## Instructions to follow
Repeat, exactly and only, the lines from the beginning of the data through the line with "const [email, setEmail] = useState(true);". Pictures are left out.

## Task material
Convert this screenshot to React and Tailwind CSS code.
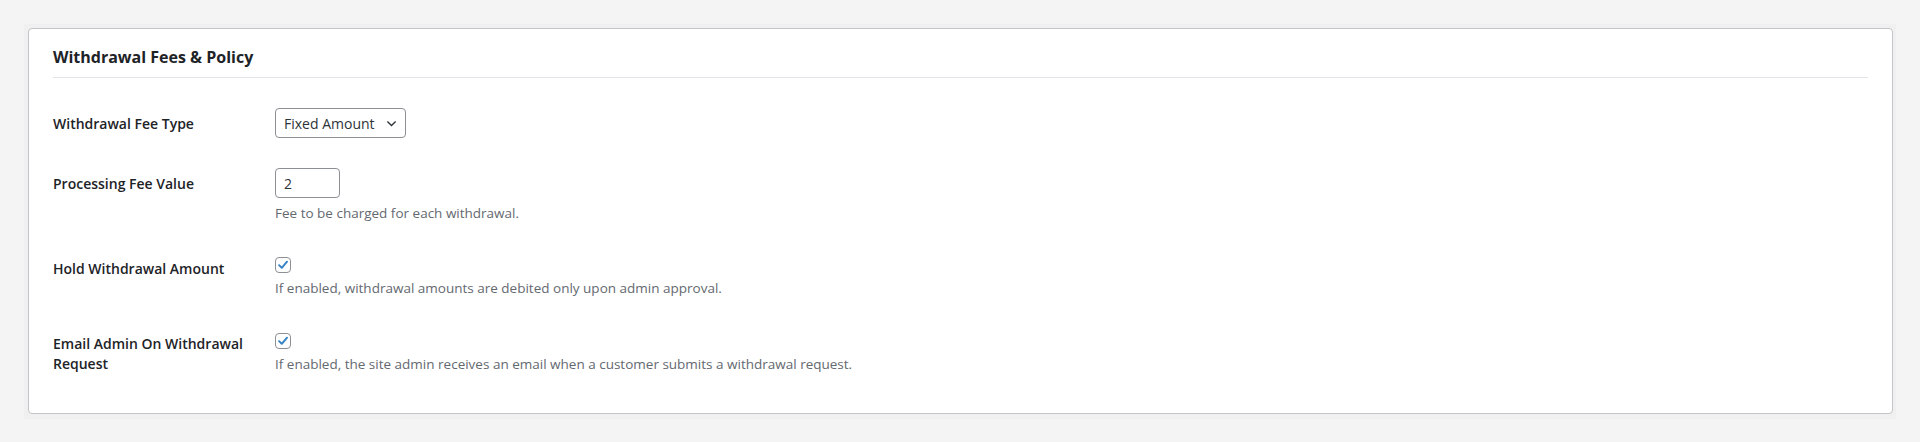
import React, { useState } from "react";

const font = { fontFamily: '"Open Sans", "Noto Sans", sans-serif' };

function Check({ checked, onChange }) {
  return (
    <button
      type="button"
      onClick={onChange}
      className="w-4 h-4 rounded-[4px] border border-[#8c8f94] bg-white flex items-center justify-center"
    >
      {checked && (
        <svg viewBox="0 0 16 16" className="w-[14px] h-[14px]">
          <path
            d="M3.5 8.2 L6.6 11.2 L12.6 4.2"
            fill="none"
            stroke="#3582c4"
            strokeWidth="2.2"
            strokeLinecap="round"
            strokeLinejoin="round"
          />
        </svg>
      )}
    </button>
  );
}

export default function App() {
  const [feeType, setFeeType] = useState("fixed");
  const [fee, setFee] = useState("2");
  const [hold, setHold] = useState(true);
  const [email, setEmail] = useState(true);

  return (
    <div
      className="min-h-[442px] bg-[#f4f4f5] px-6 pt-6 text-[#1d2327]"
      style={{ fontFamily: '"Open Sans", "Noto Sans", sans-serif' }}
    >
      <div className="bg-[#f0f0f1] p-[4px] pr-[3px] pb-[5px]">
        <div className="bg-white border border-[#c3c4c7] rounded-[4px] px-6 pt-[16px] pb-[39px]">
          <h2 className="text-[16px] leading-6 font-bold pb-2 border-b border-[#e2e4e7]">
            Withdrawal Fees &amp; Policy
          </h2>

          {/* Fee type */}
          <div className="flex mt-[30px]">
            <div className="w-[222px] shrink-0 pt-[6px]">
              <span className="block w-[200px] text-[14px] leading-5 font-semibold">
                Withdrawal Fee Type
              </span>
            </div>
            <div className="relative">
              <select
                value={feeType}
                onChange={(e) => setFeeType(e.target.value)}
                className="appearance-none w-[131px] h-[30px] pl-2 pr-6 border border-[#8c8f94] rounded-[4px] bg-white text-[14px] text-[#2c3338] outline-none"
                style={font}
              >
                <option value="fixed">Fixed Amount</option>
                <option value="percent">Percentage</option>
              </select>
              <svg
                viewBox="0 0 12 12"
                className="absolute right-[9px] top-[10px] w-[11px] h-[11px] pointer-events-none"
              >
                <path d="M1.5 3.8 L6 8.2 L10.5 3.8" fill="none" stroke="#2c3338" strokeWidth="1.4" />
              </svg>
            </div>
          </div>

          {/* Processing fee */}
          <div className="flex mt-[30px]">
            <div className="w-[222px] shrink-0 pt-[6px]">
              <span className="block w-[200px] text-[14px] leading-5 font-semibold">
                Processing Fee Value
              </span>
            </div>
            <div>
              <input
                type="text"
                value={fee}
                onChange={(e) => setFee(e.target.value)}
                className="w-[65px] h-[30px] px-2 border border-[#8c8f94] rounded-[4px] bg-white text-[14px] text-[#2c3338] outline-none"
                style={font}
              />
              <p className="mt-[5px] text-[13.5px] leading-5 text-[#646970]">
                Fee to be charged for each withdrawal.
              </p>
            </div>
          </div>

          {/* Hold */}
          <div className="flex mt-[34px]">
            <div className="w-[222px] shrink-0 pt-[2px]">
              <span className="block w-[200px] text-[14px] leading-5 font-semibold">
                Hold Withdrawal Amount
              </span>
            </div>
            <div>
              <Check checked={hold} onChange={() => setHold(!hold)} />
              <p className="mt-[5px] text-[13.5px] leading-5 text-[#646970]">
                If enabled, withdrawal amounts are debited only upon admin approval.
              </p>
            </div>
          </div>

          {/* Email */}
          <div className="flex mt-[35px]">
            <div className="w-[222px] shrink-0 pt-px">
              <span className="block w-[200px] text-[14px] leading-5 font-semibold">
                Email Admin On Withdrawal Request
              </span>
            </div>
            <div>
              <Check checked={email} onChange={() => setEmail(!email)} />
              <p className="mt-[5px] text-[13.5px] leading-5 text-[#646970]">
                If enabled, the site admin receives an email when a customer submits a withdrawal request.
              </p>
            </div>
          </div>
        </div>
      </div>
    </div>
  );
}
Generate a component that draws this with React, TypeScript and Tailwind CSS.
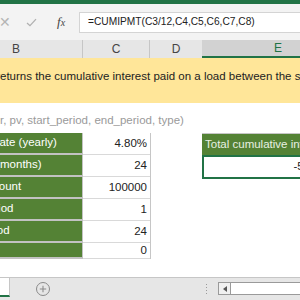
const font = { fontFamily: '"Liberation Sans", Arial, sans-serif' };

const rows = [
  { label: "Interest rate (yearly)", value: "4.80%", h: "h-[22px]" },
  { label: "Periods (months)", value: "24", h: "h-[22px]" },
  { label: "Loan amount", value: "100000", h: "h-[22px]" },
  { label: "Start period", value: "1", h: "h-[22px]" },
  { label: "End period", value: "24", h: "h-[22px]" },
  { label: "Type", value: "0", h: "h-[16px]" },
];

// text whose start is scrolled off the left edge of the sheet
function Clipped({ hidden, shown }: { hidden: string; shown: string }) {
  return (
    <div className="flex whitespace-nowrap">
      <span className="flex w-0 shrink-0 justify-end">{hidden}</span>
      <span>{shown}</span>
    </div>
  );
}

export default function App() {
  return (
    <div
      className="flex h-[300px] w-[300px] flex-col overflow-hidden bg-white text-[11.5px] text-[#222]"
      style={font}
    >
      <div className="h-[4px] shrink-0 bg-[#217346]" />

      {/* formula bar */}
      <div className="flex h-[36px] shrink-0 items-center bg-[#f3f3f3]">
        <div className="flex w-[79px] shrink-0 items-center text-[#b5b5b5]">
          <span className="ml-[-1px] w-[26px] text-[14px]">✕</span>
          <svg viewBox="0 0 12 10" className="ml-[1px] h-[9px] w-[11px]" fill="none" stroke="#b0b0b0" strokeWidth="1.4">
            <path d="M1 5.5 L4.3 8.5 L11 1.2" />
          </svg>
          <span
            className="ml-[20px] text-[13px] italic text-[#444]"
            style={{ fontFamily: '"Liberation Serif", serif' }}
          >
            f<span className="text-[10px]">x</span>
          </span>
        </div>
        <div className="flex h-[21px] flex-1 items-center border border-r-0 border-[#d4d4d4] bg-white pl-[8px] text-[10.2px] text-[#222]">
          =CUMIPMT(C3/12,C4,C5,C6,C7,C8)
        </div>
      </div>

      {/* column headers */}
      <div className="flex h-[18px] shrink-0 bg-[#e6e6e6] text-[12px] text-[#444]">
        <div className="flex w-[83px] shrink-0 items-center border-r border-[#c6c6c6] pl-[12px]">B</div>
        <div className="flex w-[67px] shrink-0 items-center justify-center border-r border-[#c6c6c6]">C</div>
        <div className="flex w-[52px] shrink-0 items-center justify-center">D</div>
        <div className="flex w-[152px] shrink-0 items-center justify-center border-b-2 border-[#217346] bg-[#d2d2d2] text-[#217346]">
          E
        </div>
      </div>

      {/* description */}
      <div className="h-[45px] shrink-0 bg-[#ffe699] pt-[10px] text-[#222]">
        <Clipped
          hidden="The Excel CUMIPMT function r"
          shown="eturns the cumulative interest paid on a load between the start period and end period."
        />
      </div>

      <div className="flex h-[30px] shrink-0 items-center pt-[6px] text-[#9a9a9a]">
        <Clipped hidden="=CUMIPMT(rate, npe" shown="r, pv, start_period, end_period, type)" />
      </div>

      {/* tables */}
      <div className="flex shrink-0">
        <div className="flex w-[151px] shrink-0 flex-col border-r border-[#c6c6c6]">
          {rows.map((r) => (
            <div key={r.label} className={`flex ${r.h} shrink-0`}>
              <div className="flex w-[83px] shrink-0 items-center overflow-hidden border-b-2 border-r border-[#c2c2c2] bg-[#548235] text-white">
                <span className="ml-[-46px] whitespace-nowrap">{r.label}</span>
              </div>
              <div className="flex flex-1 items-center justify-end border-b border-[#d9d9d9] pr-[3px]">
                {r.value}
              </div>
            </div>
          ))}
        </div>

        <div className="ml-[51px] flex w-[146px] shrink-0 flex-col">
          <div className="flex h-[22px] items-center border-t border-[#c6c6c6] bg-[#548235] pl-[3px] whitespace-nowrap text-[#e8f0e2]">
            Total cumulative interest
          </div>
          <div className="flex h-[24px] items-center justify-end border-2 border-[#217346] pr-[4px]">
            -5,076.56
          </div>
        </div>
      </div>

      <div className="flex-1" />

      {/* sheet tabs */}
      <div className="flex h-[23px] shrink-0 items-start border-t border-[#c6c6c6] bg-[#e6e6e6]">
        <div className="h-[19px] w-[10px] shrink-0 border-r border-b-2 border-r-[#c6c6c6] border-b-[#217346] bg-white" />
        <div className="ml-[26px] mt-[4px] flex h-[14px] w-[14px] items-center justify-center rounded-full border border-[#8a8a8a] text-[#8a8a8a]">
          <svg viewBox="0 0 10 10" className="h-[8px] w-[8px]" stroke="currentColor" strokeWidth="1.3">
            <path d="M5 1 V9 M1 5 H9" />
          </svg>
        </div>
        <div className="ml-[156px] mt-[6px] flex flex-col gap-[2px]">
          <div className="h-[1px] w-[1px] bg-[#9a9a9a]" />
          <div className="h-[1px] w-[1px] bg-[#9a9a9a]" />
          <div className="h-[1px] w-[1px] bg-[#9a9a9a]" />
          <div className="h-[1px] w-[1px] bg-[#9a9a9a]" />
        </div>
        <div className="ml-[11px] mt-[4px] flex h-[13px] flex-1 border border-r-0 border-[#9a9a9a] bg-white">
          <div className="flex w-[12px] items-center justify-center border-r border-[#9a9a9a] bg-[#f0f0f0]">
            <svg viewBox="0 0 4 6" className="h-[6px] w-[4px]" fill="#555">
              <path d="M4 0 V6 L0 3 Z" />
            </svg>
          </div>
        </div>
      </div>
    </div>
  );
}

## The reply
Convert this screenshot to React and Tailwind CSS code.
import React, { useState } from "react";

const font = { fontFamily: '"Open Sans", "Noto Sans", sans-serif' };

function Check({ checked, onChange }) {
  return (
    <button
      type="button"
      onClick={onChange}
      className="w-4 h-4 rounded-[4px] border border-[#8c8f94] bg-white flex items-center justify-center"
    >
      {checked && (
        <svg viewBox="0 0 16 16" className="w-[14px] h-[14px]">
          <path
            d="M3.5 8.2 L6.6 11.2 L12.6 4.2"
            fill="none"
            stroke="#3582c4"
            strokeWidth="2.2"
            strokeLinecap="round"
            strokeLinejoin="round"
          />
        </svg>
      )}
    </button>
  );
}

export default function App() {
  const [feeType, setFeeType] = useState("fixed");
  const [fee, setFee] = useState("2");
  const [hold, setHold] = useState(true);
  const [email, setEmail] = useState(true);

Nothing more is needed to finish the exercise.